Encouragingly, newer research continues to further support the positive relationship between the outdoors and a person’s life-balance. Florence Williams, who just published a new book called, “The Nature Fix,” is writing a series of articles for the Co-op Journal starting in April, exploring the many mental and physical health benefits of being outdoors as individuals and as a society. REI is also supporting such research. Dr. Nooshin Razani in Oakland, for example, is studying the effects of the outdoors on children’s health with the help of funding from the REI Foundation.
“The science exploring the connection between time in nature and our wellbeing is encouraging,” the member’s message relates. “It reinforces our strong belief that, for many, the outdoors is a central part of living life to its fullest.”

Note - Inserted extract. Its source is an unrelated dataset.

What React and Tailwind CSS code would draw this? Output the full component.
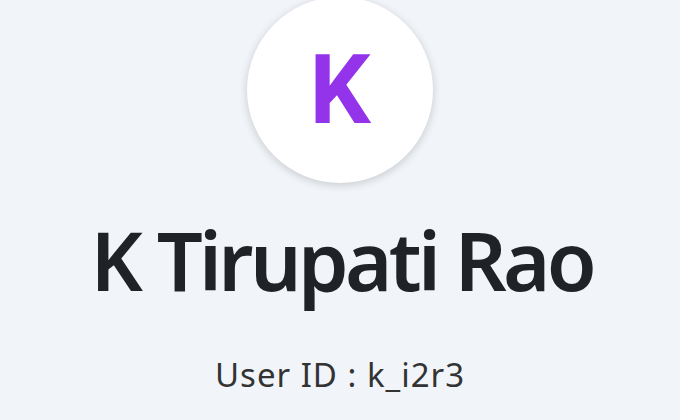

The urgency adds more importance to the co-op’s diverse investments in nonprofits, sustainability programs, and efforts to encourage people to get outside. More recently, REI helped to convene more than 200 outdoor industry CEOs to take action on public lands. The issue of public land ownership has become a much bigger issue with the organizers of the Outdoor Retailer trade show’s decision to leave Salt Lake City in 2018 in response to a state resolution opposing Bears Ears National Monument.
“That’s a much bigger, more complex effort,” REI’s message to members states on the public lands debate. “We are deeply engaged with leaders of our industry to advocate for public lands and you will hear and see more from us on this topic.”
The note concludes, “In all these areas, we are asking tough questions about how REI can shape the future of life outdoors, driven by the belief that being outdoors makes us all happier and healthier. We will continue to push into those topics as your outdoor co-op to help you dream and scheme about doing the things outdoors that you love most, no matter where you are or how you interact with us.”